Racine County Sheriff Chris Schmaling declined to comment on investigators’ theories in the case, and on whether the teen is believed to have been working as a prostitute in the Chicago area at the time of her death. He also declined to comment or whether Amber’s killing was sexually motivated or is being considered a “sexual homicide” — a term used in the search warrant affidavits.

“I’ll tell you one thing: she didn’t deserve this. To be left here, just left like trash,” Schmaling said.

Backpack, jacket missing

In the search warrant affidavits, an investigator stated that Amber’s father and stepmother said Amber always carried a dark green backpack with her. In it she kept poetry she’d written, cosmetics and a navy blue and tan plastic wallet containing photos of her half-siblings, then ages 10 and 3 1/2.

They told detectives she also always wore a forest green-colored winter jacket with a leather-like collar. Neither the jacket nor the backpack had been found, according to the affidavits.

A couple of the search warrants sought approval for investigators to search Eaton’s personal belongings, noting that “sexual homicide” offenders often keep mementoes of their victims, such as clothing, jewelry, photos and other personal items “to fuel his fantasies.”

Schmaling wouldn’t speculate as to motives behind Amber’s death, nor on “anything (Eaton) said in our interview because this still is an ongoing investigation.”

The Journal Times tried to contact Amber’s family in Illinois for comment, but her mother, Elizabeth Mowers; her father and stepmother, Robert and Diana Creek; and her uncle, Anthony Mowers, couldn’t be reached.
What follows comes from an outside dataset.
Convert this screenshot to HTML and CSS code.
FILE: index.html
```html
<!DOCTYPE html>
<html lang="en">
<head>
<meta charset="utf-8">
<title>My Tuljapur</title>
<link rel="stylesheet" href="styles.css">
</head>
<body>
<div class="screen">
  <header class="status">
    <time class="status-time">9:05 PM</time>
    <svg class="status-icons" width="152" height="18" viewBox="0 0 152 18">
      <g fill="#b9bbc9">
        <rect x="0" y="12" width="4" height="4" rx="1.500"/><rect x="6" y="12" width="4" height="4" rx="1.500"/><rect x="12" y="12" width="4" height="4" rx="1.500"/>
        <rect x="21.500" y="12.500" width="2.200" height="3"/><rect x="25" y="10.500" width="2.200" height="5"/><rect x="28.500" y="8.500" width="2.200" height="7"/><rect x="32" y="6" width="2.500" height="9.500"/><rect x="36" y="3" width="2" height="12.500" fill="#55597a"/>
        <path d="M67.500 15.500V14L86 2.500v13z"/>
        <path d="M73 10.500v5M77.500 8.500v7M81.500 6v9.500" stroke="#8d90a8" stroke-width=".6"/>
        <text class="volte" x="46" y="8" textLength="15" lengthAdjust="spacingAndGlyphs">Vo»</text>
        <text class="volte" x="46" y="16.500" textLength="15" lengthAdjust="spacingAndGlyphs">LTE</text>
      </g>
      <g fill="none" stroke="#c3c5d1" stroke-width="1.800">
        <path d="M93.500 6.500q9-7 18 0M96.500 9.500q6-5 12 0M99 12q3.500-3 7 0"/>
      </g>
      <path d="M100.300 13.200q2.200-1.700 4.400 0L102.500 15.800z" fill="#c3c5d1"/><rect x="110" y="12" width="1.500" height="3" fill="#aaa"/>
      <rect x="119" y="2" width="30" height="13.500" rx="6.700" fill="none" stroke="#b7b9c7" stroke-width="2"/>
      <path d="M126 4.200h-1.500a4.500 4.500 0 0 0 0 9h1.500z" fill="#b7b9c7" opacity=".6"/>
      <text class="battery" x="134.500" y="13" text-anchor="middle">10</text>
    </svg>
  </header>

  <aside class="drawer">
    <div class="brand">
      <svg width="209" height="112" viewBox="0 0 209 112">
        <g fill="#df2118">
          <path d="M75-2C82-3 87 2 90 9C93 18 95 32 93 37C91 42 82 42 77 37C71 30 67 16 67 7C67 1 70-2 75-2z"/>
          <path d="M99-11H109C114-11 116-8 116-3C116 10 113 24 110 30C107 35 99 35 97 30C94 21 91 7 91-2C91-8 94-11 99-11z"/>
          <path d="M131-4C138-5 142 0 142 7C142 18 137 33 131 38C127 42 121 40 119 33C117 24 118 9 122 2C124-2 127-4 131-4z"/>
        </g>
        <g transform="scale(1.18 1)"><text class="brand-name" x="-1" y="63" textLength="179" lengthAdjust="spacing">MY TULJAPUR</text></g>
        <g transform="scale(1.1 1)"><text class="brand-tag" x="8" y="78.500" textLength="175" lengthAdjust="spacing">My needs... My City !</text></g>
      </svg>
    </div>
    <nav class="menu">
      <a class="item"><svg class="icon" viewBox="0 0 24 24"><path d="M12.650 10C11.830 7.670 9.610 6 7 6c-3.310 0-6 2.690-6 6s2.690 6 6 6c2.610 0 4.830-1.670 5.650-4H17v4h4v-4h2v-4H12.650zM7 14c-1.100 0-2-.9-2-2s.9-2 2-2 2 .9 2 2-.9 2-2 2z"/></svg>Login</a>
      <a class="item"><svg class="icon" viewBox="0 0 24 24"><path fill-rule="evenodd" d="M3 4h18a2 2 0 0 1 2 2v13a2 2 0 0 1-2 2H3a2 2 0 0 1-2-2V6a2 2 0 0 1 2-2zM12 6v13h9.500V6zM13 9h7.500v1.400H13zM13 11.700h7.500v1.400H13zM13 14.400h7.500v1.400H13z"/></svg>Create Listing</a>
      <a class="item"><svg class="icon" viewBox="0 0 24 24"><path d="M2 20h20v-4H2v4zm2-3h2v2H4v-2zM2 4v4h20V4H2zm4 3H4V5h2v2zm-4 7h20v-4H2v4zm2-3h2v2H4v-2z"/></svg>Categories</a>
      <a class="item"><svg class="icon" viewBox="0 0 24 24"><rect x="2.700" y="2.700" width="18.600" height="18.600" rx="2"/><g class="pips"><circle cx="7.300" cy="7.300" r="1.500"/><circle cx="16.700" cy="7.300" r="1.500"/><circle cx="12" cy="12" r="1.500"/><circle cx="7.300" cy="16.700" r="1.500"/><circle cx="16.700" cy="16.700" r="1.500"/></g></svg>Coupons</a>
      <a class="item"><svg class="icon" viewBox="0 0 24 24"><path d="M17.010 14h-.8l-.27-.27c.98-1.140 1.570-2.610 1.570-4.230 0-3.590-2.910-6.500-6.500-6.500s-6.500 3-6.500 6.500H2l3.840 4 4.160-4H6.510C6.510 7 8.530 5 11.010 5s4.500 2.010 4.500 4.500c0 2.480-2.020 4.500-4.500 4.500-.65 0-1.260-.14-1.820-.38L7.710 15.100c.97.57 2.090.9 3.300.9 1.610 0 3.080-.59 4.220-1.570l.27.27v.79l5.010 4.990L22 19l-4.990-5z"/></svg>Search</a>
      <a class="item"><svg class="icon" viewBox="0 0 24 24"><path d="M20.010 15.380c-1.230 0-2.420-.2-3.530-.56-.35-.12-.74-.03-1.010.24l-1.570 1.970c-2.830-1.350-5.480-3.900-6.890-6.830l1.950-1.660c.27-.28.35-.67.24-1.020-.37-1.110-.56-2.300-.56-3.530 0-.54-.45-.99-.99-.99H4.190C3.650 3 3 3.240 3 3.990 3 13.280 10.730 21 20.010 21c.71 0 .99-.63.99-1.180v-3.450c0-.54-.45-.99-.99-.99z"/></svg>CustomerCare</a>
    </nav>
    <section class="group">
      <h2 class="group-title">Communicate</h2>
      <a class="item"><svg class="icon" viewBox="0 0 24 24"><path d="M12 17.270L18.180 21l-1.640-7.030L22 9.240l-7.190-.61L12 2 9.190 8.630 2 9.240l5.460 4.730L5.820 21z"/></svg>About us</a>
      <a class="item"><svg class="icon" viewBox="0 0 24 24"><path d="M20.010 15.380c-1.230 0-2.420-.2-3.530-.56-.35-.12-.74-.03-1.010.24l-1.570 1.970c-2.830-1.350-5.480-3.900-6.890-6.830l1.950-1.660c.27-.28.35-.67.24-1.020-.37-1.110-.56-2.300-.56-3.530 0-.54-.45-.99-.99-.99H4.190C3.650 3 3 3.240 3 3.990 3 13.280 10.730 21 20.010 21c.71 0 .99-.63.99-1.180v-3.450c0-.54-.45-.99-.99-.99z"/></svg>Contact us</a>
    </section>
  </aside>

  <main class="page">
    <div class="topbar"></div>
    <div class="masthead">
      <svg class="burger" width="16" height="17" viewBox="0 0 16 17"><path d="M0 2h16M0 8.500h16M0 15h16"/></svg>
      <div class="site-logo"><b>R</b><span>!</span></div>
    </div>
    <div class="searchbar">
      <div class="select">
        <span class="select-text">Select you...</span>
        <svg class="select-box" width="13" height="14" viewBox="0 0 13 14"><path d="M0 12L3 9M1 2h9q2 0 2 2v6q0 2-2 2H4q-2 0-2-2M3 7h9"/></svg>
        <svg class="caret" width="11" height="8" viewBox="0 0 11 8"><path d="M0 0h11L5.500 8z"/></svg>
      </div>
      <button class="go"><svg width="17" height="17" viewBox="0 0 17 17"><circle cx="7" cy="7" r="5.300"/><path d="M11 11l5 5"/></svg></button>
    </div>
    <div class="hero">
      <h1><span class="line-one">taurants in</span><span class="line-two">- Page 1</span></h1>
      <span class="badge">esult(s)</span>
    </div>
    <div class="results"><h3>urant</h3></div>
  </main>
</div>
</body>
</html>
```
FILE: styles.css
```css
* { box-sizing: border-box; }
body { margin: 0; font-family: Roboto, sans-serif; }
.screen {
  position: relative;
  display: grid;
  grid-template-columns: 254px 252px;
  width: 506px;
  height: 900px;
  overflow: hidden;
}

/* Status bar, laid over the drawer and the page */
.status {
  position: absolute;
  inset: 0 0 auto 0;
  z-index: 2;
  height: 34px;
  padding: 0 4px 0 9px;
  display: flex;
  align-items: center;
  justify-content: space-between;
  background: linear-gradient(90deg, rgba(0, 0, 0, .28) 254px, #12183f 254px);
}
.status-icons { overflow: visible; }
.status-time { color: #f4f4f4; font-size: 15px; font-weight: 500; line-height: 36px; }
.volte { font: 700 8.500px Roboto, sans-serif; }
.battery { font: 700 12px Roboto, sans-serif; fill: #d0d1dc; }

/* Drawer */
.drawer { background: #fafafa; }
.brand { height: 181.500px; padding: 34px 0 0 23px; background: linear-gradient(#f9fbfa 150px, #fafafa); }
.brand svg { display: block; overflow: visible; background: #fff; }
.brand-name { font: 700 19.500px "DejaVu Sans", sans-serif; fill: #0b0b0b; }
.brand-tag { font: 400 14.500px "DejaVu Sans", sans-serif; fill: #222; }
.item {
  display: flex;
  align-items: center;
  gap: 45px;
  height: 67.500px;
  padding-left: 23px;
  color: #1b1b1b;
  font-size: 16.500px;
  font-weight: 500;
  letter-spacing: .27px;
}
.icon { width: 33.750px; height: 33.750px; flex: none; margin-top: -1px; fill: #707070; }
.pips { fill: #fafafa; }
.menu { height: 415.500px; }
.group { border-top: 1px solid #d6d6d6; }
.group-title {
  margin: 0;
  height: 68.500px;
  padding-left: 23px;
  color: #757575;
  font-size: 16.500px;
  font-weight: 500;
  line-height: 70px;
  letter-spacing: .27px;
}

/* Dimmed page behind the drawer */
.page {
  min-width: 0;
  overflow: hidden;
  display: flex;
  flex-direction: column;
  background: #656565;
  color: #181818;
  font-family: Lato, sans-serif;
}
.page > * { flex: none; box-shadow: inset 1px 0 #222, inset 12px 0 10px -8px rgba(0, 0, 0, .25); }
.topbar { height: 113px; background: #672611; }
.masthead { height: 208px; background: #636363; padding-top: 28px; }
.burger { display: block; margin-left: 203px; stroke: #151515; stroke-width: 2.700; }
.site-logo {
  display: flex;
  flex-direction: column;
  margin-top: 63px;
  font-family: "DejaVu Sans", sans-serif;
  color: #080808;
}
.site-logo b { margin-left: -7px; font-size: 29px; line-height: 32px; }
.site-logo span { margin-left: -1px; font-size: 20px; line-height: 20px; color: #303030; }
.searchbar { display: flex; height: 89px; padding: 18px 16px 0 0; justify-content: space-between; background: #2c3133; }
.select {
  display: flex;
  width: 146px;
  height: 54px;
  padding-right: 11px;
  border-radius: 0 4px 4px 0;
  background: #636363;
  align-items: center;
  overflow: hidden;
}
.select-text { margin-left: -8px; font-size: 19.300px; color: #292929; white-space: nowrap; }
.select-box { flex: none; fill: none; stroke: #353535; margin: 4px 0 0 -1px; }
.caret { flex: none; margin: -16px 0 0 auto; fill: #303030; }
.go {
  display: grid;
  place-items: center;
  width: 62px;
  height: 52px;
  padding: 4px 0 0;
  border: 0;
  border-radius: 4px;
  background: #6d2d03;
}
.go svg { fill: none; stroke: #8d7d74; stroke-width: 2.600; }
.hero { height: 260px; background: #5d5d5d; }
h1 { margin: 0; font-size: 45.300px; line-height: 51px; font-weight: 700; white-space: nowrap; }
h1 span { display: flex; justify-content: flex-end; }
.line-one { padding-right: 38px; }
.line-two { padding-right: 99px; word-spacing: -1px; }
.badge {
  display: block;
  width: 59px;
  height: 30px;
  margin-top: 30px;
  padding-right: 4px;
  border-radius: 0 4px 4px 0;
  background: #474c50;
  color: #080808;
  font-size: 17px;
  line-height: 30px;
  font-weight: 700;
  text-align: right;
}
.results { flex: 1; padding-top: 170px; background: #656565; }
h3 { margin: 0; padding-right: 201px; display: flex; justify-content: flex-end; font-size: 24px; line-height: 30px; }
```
After Eaton’s arraignment late last month, Mowers said he still didn’t know why his niece was killed, nor how she encountered Eaton.

“On an open case like that I can’t comment. These cases are continuing to be investigated,” Racine County District Attorney Rich Chiapete said when contacted for comment. “It wouldn’t be ethical for me to comment.”

Assistant State Public Defender Margaret Johnson, one of Eaton’s two defense attorneys, also declined to comment.

Eaton pleaded not guilty during his April 30 arraignment. He remains in the Racine County Jail on $500,000 cash bond.

A pretrial conference is scheduled for May 30.

‘Sad and tragic’

Amber was a ward of the state of Illinois when she ran away from an Illinois juvenile shelter on Jan. 23, 1997, according to investigators. She last was seen on Feb. 1 or Feb. 2, 1997, leaving a party with an unidentified man at a Rolling Meadows, Ill., hotel.

Hunters found her body Feb. 9, 1997, lying near the Racine County marsh. She was partially clothed and her underwear was rolled up in her pocket, according to Eaton’s criminal complaint. A plastic garbage bag was over her head, the word “hi” was written on her hand and a $5 Golden Books price tag, from Woodfield Mall in Schaumburg, Ill., was on her arm. It took more than a year to identify the girl as Amber.

Seventeen years passed before investigators reported matching finger and thumb prints on the plastic bag over Amber’s head to Eaton’s, according to Eaton’s criminal complaint and search warrants in the case.

Amber’s cause of death was listed as asphyxiation. She was choked and suffocated with the plastic bag, according to the complaint. A human bite mark was on the left side of her neck, Amber suffered blunt-force facial trauma and had “pattern cutting injuries” on her face, the complaint stated.

Schmaling said investigators haven’t yet established where Amber was killed, whether in Illinois or Racine County.

“It’s sad and tragic,” he said. “I have a 14-year-old daughter at home. I can’t imagine if I lost her.”

Amber’s “parents looked all over Illinois. (Her) dad searched the streets. I don’t think it would have crossed his mind that his daughter was lying dead in the cold in Wisconsin. I can’t even fathom what that must be like.” He said that’s one reason why this case “has never gone cold.”

“It’s so easy to forget about these cases after a couple decades, but I refuse to shelve these cases,” Schmaling said.